## PROBLEM STATEMENT
Locate all lines with the word "styles" and copy them out.

## AVAILABLE DATA
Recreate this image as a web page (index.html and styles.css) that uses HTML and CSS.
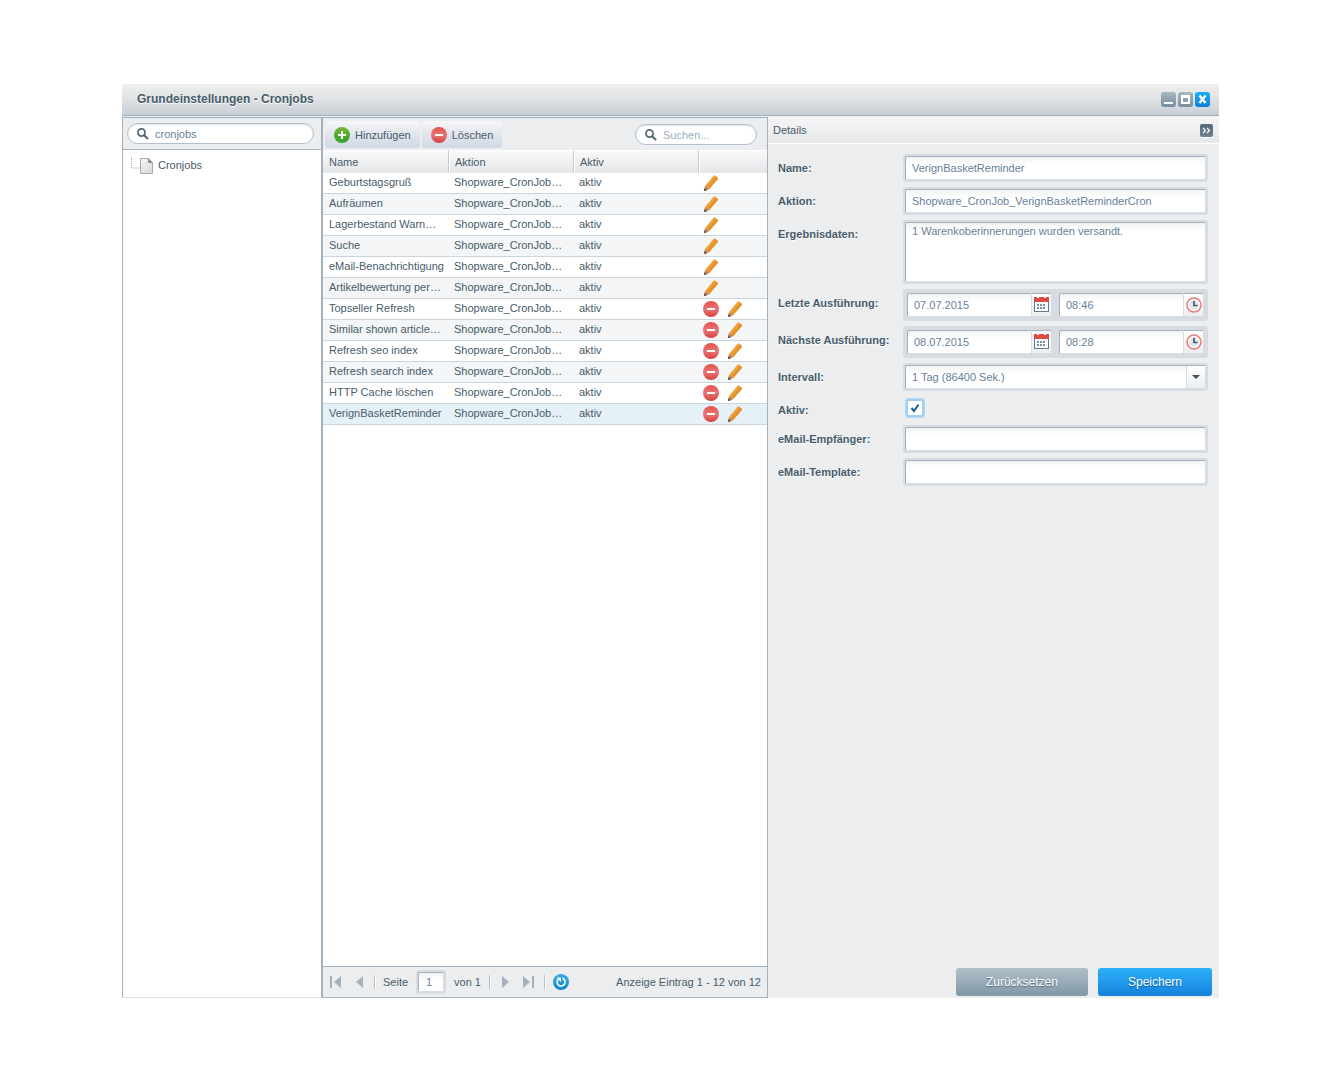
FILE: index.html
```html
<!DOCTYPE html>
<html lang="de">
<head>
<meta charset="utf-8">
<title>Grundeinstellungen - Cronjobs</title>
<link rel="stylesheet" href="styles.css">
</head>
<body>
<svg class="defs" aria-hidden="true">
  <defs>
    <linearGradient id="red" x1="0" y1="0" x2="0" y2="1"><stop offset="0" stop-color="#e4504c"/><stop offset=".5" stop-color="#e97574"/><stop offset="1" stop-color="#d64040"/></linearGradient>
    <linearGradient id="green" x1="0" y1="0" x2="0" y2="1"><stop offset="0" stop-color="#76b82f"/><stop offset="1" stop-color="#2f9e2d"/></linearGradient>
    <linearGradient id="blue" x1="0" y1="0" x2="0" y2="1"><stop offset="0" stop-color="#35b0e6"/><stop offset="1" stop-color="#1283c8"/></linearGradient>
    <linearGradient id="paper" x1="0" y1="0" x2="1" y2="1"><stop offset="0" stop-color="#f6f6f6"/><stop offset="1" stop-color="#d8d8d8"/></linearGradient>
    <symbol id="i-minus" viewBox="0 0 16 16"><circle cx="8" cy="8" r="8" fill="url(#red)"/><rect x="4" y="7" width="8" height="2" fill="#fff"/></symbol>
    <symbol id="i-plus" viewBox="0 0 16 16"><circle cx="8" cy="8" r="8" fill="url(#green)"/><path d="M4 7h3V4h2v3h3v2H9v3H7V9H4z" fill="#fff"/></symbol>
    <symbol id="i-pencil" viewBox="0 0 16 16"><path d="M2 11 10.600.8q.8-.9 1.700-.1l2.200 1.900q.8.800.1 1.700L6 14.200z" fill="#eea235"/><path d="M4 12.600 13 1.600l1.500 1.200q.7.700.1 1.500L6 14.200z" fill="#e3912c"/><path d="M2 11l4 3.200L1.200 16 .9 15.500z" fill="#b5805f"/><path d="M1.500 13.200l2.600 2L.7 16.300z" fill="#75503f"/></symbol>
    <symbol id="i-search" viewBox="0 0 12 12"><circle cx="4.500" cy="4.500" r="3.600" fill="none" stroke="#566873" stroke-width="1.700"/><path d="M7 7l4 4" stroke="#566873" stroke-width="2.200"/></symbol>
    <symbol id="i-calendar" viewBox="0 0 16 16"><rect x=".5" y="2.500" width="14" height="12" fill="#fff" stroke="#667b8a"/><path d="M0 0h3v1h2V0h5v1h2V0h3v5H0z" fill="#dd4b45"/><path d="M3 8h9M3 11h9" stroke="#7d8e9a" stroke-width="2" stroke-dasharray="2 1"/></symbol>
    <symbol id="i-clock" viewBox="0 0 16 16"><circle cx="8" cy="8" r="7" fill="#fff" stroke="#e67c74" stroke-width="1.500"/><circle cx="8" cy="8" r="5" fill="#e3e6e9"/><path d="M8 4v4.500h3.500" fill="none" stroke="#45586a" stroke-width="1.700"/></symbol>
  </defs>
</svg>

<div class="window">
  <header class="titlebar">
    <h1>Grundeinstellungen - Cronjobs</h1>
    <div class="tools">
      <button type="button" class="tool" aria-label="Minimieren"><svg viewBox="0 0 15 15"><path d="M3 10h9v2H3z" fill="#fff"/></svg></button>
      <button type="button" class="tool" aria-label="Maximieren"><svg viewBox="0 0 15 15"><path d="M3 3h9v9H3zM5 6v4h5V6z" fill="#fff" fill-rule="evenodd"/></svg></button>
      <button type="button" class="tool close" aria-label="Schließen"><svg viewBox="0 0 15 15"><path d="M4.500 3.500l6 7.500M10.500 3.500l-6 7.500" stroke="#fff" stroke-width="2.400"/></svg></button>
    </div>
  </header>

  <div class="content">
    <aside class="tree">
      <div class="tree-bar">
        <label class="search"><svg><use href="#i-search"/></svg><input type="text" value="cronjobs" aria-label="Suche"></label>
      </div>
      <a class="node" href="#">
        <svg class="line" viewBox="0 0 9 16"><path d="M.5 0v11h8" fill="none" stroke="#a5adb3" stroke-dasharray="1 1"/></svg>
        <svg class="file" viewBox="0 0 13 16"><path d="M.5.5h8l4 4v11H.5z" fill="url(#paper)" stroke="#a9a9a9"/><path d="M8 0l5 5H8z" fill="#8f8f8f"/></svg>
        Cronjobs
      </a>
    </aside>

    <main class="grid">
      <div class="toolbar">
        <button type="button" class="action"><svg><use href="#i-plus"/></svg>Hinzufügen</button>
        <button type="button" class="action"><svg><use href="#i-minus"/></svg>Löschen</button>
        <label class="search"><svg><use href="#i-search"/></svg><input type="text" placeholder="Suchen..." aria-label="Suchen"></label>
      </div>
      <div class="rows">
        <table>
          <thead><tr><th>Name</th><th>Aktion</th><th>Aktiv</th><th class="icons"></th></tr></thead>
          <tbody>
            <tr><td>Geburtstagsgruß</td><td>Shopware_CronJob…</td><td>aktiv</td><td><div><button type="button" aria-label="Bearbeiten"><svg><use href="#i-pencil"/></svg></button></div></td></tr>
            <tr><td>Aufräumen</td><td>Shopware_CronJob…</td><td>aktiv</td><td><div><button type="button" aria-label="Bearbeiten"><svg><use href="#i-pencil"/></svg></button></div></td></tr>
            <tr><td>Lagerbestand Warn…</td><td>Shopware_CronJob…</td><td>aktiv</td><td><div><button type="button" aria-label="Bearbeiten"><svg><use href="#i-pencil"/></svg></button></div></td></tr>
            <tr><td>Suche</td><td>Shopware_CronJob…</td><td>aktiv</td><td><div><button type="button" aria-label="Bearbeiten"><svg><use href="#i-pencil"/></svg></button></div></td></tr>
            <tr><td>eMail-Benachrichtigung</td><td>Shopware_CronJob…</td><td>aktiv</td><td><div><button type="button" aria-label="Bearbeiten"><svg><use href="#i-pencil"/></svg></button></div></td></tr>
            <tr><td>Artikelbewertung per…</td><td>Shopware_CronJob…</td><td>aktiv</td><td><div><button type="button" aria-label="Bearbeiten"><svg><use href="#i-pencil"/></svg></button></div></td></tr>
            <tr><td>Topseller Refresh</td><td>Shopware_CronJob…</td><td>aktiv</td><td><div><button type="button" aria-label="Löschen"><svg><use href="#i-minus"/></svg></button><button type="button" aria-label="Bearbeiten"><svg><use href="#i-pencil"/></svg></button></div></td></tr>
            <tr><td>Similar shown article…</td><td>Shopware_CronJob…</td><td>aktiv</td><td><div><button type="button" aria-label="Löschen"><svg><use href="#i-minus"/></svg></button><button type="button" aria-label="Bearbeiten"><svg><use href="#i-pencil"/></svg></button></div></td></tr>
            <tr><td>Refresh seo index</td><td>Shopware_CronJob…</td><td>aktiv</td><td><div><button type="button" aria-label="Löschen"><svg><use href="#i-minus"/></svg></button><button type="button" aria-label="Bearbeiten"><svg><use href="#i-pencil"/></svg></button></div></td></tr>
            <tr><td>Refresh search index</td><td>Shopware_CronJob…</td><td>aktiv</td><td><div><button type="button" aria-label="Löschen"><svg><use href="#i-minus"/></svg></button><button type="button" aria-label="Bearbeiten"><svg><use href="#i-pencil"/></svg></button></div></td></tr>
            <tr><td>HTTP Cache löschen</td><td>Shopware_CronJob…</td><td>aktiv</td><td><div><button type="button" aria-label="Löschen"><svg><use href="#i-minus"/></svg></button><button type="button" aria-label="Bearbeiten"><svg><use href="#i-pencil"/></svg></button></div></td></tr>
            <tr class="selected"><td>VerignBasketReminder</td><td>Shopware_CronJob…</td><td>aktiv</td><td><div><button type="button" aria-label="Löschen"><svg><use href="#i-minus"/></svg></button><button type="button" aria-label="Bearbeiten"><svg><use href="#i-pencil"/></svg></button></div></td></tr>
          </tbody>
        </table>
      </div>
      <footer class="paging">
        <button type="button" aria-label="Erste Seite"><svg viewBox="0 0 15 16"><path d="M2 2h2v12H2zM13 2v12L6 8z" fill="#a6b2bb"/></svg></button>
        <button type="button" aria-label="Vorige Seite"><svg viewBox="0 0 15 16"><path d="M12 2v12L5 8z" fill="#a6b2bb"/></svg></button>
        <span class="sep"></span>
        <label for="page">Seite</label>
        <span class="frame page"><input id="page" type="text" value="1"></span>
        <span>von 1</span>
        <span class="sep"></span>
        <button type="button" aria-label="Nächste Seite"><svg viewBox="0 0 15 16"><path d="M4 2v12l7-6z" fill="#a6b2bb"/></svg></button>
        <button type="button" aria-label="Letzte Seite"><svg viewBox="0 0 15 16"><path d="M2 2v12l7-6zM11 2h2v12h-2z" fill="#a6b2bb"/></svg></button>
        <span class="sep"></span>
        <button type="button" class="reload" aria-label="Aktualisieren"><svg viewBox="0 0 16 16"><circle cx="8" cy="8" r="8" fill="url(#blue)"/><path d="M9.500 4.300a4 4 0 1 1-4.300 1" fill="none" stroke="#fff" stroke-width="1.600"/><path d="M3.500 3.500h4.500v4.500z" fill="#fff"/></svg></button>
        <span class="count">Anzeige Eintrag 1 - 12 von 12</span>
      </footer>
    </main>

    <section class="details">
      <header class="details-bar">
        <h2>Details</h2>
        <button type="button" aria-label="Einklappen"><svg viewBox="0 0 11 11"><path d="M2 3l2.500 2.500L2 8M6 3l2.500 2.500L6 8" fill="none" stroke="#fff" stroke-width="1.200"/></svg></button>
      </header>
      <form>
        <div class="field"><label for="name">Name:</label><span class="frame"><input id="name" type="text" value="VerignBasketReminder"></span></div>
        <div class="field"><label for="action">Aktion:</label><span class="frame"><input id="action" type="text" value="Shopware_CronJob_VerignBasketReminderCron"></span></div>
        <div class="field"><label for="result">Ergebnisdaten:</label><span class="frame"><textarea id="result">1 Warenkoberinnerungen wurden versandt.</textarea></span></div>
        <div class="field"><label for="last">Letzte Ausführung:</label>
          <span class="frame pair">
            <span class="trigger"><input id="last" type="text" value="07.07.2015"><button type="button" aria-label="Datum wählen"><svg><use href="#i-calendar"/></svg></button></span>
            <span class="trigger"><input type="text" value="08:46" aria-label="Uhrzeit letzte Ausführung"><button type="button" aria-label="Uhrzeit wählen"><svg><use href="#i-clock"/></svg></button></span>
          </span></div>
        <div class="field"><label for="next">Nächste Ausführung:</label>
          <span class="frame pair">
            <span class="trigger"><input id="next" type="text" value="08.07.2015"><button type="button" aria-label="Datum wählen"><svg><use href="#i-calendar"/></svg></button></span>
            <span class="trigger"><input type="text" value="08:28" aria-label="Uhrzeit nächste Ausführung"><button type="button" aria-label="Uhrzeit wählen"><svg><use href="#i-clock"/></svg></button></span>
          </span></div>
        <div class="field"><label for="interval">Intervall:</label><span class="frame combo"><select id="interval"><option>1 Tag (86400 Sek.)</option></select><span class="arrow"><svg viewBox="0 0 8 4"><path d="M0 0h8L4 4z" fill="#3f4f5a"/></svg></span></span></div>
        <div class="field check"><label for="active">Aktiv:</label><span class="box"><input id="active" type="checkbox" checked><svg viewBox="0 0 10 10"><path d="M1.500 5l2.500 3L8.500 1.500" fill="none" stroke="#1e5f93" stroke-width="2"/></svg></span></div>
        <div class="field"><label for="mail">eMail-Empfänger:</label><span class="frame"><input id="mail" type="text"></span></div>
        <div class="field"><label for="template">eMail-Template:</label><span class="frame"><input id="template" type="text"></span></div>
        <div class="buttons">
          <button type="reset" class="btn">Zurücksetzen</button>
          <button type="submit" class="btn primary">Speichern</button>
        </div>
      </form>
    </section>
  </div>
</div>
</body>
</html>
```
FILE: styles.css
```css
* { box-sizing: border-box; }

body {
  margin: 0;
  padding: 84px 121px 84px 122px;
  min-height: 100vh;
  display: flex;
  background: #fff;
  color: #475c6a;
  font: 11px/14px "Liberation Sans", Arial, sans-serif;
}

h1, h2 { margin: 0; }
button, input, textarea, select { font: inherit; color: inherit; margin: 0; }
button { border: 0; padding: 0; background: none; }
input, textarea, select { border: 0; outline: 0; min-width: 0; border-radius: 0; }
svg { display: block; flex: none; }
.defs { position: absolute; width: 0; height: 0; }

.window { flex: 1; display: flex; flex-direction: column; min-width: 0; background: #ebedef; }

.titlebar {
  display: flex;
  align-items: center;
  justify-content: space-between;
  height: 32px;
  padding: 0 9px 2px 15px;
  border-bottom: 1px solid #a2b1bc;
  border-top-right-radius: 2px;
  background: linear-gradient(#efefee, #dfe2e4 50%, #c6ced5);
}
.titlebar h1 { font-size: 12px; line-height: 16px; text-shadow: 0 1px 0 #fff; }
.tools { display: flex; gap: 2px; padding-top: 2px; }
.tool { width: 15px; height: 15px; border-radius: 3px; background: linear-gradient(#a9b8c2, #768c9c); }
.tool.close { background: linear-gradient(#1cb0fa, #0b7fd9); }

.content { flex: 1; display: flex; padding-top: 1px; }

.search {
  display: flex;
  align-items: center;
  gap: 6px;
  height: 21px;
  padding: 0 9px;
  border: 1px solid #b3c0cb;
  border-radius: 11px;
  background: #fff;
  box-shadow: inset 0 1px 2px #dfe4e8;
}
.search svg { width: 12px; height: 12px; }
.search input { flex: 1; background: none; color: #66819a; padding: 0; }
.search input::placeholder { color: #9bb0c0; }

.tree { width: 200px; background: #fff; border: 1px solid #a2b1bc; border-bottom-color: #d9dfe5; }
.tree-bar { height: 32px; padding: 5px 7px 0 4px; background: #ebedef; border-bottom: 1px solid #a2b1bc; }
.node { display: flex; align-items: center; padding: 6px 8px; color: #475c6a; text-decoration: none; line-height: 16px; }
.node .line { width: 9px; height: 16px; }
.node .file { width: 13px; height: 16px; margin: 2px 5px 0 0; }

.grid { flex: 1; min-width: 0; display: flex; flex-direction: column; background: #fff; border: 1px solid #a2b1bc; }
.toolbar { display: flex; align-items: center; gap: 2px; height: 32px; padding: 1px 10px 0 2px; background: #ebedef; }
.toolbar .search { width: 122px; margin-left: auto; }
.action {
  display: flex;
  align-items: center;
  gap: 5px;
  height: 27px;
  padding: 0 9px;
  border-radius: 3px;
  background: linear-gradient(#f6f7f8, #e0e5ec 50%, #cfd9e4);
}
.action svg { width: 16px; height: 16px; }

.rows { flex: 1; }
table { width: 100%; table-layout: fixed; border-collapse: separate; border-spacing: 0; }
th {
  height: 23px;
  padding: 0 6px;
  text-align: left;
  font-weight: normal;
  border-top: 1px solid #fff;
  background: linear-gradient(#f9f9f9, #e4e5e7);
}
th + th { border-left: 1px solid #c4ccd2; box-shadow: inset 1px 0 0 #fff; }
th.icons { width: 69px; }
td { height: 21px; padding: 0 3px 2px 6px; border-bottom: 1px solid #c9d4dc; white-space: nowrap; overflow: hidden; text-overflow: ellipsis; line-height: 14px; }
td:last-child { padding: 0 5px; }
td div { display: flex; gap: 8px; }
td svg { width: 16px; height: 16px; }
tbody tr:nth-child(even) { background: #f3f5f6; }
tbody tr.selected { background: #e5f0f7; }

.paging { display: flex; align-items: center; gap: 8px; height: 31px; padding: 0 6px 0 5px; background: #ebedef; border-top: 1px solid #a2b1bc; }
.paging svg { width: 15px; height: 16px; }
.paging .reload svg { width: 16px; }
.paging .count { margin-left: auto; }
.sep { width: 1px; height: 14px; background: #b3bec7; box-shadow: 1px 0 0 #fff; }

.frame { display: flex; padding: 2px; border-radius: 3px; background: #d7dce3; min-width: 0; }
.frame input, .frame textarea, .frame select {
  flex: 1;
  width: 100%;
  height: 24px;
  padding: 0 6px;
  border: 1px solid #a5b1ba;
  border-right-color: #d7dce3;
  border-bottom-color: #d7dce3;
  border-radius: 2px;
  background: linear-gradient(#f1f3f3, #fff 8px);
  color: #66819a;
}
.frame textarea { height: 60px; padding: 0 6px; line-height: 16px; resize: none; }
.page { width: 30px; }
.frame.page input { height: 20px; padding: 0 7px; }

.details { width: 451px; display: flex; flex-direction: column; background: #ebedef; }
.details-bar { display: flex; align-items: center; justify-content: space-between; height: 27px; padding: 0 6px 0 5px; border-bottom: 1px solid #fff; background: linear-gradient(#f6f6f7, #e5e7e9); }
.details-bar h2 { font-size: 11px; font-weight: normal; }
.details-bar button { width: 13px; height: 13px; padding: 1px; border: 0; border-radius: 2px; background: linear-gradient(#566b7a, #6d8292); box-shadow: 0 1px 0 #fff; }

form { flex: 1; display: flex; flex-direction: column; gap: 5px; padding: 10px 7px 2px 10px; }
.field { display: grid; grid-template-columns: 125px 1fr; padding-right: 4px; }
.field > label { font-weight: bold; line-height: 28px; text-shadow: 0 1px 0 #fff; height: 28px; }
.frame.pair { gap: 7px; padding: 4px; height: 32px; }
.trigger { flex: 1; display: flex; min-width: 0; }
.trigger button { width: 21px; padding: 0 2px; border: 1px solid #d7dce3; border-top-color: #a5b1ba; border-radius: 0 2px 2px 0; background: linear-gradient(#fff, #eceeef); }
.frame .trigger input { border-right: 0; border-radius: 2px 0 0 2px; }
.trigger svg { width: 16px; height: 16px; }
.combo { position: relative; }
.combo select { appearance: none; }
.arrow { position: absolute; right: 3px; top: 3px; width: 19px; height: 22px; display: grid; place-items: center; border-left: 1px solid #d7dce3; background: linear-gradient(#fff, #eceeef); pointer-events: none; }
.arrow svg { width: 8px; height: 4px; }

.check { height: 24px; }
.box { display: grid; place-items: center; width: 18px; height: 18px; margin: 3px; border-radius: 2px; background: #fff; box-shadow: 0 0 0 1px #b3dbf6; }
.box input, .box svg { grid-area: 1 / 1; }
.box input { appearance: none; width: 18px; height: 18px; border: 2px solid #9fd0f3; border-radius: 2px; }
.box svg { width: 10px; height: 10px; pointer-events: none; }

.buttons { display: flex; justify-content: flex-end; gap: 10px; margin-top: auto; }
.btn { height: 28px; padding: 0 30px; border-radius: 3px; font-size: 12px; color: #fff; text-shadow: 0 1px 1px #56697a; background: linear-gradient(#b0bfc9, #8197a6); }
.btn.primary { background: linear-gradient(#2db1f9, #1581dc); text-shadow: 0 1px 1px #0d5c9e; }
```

## FULL RESPONSE
Recreate this image as a web page (index.html and styles.css) that uses HTML and CSS.
<link rel="stylesheet" href="styles.css">
FILE: styles.css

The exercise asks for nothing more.